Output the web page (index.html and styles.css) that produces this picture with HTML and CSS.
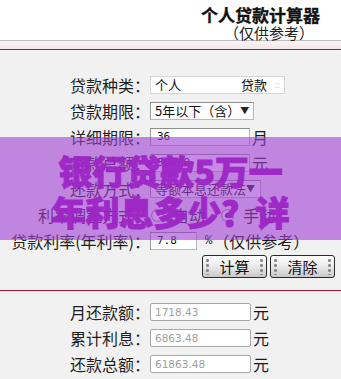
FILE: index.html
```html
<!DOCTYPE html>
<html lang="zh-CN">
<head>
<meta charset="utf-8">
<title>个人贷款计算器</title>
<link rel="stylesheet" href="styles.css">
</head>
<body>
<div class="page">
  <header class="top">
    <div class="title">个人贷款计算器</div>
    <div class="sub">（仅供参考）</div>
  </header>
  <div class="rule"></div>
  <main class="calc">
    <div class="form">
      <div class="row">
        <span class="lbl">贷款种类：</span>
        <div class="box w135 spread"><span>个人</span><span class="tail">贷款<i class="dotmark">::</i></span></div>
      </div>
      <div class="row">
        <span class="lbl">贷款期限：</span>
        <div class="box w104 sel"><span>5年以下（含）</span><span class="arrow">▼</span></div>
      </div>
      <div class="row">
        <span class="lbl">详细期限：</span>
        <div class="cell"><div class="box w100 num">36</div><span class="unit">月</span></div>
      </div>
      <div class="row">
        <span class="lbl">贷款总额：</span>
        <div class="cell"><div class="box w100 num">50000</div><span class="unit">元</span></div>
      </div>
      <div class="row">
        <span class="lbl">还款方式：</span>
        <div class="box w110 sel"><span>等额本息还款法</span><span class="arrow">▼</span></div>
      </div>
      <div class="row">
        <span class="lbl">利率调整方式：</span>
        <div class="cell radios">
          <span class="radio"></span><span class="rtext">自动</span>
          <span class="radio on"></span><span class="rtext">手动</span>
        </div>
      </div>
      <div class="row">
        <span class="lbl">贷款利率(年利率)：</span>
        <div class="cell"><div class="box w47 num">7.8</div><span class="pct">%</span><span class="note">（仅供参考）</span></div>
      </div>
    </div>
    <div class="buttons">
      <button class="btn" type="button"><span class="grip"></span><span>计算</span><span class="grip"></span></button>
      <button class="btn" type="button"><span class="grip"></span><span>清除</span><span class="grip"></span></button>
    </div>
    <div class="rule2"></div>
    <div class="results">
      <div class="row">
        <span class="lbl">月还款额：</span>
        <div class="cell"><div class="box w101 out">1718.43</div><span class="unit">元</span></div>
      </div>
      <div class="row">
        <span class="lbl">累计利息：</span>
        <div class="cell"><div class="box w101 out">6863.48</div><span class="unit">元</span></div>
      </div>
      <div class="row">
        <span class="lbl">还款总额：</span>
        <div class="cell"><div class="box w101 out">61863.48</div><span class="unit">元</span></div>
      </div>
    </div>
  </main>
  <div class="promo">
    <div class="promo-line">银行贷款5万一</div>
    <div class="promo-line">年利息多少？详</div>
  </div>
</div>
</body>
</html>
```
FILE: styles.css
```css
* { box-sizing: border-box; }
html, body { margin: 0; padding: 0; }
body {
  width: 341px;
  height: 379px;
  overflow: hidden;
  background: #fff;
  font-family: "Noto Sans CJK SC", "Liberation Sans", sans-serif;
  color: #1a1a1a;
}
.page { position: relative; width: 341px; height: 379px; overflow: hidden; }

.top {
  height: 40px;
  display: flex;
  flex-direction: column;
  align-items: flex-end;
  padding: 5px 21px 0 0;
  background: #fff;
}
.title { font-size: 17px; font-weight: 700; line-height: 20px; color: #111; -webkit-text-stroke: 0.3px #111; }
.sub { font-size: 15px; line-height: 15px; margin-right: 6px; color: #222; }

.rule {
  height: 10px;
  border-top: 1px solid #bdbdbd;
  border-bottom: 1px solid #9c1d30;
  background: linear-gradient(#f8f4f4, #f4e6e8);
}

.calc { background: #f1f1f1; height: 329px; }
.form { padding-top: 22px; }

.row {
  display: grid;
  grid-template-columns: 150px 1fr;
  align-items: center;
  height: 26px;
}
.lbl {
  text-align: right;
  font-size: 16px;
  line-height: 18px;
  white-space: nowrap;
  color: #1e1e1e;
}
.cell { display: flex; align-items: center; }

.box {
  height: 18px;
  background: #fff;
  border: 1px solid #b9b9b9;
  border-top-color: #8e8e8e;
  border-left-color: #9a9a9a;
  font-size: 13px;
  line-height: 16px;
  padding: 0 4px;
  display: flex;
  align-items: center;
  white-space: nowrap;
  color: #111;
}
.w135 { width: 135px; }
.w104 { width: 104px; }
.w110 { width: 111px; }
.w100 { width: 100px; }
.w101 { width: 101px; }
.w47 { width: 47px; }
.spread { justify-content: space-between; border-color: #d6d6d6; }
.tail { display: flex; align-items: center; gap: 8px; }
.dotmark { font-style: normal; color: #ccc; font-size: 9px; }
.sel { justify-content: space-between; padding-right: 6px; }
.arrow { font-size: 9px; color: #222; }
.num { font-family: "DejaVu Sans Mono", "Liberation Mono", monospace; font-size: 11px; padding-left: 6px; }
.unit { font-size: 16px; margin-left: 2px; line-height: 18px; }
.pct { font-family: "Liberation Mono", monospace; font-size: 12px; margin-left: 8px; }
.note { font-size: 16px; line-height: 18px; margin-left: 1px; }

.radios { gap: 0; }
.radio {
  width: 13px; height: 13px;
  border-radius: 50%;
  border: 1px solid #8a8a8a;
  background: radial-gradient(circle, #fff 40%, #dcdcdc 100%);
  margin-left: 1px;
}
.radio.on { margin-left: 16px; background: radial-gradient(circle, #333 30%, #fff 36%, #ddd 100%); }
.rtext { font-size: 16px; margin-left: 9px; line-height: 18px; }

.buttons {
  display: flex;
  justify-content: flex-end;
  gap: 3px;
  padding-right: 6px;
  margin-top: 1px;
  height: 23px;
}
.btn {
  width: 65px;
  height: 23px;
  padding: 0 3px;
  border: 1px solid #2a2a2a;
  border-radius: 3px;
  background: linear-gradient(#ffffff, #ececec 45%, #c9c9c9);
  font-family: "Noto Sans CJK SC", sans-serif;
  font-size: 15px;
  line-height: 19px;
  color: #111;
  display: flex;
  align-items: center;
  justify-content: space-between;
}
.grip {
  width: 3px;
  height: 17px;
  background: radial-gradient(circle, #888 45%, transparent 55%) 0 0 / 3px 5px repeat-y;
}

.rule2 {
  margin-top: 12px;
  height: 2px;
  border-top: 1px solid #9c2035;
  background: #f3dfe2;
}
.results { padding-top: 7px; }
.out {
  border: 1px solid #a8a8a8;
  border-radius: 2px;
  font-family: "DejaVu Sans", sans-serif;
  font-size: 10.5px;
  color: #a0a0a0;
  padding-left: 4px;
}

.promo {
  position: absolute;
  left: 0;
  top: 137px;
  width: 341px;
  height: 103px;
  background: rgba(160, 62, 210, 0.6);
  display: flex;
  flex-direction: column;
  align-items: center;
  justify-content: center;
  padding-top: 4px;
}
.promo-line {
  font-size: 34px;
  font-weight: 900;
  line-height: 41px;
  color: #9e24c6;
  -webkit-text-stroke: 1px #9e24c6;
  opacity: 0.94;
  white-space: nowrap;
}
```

STATED TASK. Output an exact copy of the material, with the pictures removed.

SOLUTION.
Output the web page (index.html and styles.css) that produces this picture with HTML and CSS.
FILE: index.html
```html
<!DOCTYPE html>
<html lang="zh-CN">
<head>
<meta charset="utf-8">
<title>个人贷款计算器</title>
<link rel="stylesheet" href="styles.css">
</head>
<body>
<div class="page">
  <header class="top">
    <div class="title">个人贷款计算器</div>
    <div class="sub">（仅供参考）</div>
  </header>
  <div class="rule"></div>
  <main class="calc">
    <div class="form">
      <div class="row">
        <span class="lbl">贷款种类：</span>
        <div class="box w135 spread"><span>个人</span><span class="tail">贷款<i class="dotmark">::</i></span></div>
      </div>
      <div class="row">
        <span class="lbl">贷款期限：</span>
        <div class="box w104 sel"><span>5年以下（含）</span><span class="arrow">▼</span></div>
      </div>
      <div class="row">
        <span class="lbl">详细期限：</span>
        <div class="cell"><div class="box w100 num">36</div><span class="unit">月</span></div>
      </div>
      <div class="row">
        <span class="lbl">贷款总额：</span>
        <div class="cell"><div class="box w100 num">50000</div><span class="unit">元</span></div>
      </div>
      <div class="row">
        <span class="lbl">还款方式：</span>
        <div class="box w110 sel"><span>等额本息还款法</span><span class="arrow">▼</span></div>
      </div>
      <div class="row">
        <span class="lbl">利率调整方式：</span>
        <div class="cell radios">
          <span class="radio"></span><span class="rtext">自动</span>
          <span class="radio on"></span><span class="rtext">手动</span>
        </div>
      </div>
      <div class="row">
        <span class="lbl">贷款利率(年利率)：</span>
        <div class="cell"><div class="box w47 num">7.8</div><span class="pct">%</span><span class="note">（仅供参考）</span></div>
      </div>
    </div>
    <div class="buttons">
      <button class="btn" type="button"><span class="grip"></span><span>计算</span><span class="grip"></span></button>
      <button class="btn" type="button"><span class="grip"></span><span>清除</span><span class="grip"></span></button>
    </div>
    <div class="rule2"></div>
    <div class="results">
      <div class="row">
        <span class="lbl">月还款额：</span>
        <div class="cell"><div class="box w101 out">1718.43</div><span class="unit">元</span></div>
      </div>
      <div class="row">
        <span class="lbl">累计利息：</span>
        <div class="cell"><div class="box w101 out">6863.48</div><span class="unit">元</span></div>
      </div>
      <div class="row">
        <span class="lbl">还款总额：</span>
        <div class="cell"><div class="box w101 out">61863.48</div><span class="unit">元</span></div>
      </div>
    </div>
  </main>
  <div class="promo">
    <div class="promo-line">银行贷款5万一</div>
    <div class="promo-line">年利息多少？详</div>
  </div>
</div>
</body>
</html>
```
FILE: styles.css
```css
* { box-sizing: border-box; }
html, body { margin: 0; padding: 0; }
body {
  width: 341px;
  height: 379px;
  overflow: hidden;
  background: #fff;
  font-family: "Noto Sans CJK SC", "Liberation Sans", sans-serif;
  color: #1a1a1a;
}
.page { position: relative; width: 341px; height: 379px; overflow: hidden; }

.top {
  height: 40px;
  display: flex;
  flex-direction: column;
  align-items: flex-end;
  padding: 5px 21px 0 0;
  background: #fff;
}
.title { font-size: 17px; font-weight: 700; line-height: 20px; color: #111; -webkit-text-stroke: 0.3px #111; }
.sub { font-size: 15px; line-height: 15px; margin-right: 6px; color: #222; }

.rule {
  height: 10px;
  border-top: 1px solid #bdbdbd;
  border-bottom: 1px solid #9c1d30;
  background: linear-gradient(#f8f4f4, #f4e6e8);
}

.calc { background: #f1f1f1; height: 329px; }
.form { padding-top: 22px; }

.row {
  display: grid;
  grid-template-columns: 150px 1fr;
  align-items: center;
  height: 26px;
}
.lbl {
  text-align: right;
  font-size: 16px;
  line-height: 18px;
  white-space: nowrap;
  color: #1e1e1e;
}
.cell { display: flex; align-items: center; }

.box {
  height: 18px;
  background: #fff;
  border: 1px solid #b9b9b9;
  border-top-color: #8e8e8e;
  border-left-color: #9a9a9a;
  font-size: 13px;
  line-height: 16px;
  padding: 0 4px;
  display: flex;
  align-items: center;
  white-space: nowrap;
  color: #111;
}
.w135 { width: 135px; }
.w104 { width: 104px; }
.w110 { width: 111px; }
.w100 { width: 100px; }
.w101 { width: 101px; }
.w47 { width: 47px; }
.spread { justify-content: space-between; border-color: #d6d6d6; }
.tail { display: flex; align-items: center; gap: 8px; }
.dotmark { font-style: normal; color: #ccc; font-size: 9px; }
.sel { justify-content: space-between; padding-right: 6px; }
.arrow { font-size: 9px; color: #222; }
.num { font-family: "DejaVu Sans Mono", "Liberation Mono", monospace; font-size: 11px; padding-left: 6px; }
.unit { font-size: 16px; margin-left: 2px; line-height: 18px; }
.pct { font-family: "Liberation Mono", monospace; font-size: 12px; margin-left: 8px; }
.note { font-size: 16px; line-height: 18px; margin-left: 1px; }

.radios { gap: 0; }
.radio {
  width: 13px; height: 13px;
  border-radius: 50%;
  border: 1px solid #8a8a8a;
  background: radial-gradient(circle, #fff 40%, #dcdcdc 100%);
  margin-left: 1px;
}
.radio.on { margin-left: 16px; background: radial-gradient(circle, #333 30%, #fff 36%, #ddd 100%); }
.rtext { font-size: 16px; margin-left: 9px; line-height: 18px; }

.buttons {
  display: flex;
  justify-content: flex-end;
  gap: 3px;
  padding-right: 6px;
  margin-top: 1px;
  height: 23px;
}
.btn {
  width: 65px;
  height: 23px;
  padding: 0 3px;
  border: 1px solid #2a2a2a;
  border-radius: 3px;
  background: linear-gradient(#ffffff, #ececec 45%, #c9c9c9);
  font-family: "Noto Sans CJK SC", sans-serif;
  font-size: 15px;
  line-height: 19px;
  color: #111;
  display: flex;
  align-items: center;
  justify-content: space-between;
}
.grip {
  width: 3px;
  height: 17px;
  background: radial-gradient(circle, #888 45%, transparent 55%) 0 0 / 3px 5px repeat-y;
}

.rule2 {
  margin-top: 12px;
  height: 2px;
  border-top: 1px solid #9c2035;
  background: #f3dfe2;
}
.results { padding-top: 7px; }
.out {
  border: 1px solid #a8a8a8;
  border-radius: 2px;
  font-family: "DejaVu Sans", sans-serif;
  font-size: 10.5px;
  color: #a0a0a0;
  padding-left: 4px;
}

.promo {
  position: absolute;
  left: 0;
  top: 137px;
  width: 341px;
  height: 103px;
  background: rgba(160, 62, 210, 0.6);
  display: flex;
  flex-direction: column;
  align-items: center;
  justify-content: center;
  padding-top: 4px;
}
.promo-line {
  font-size: 34px;
  font-weight: 900;
  line-height: 41px;
  color: #9e24c6;
  -webkit-text-stroke: 1px #9e24c6;
  opacity: 0.94;
  white-space: nowrap;
}
```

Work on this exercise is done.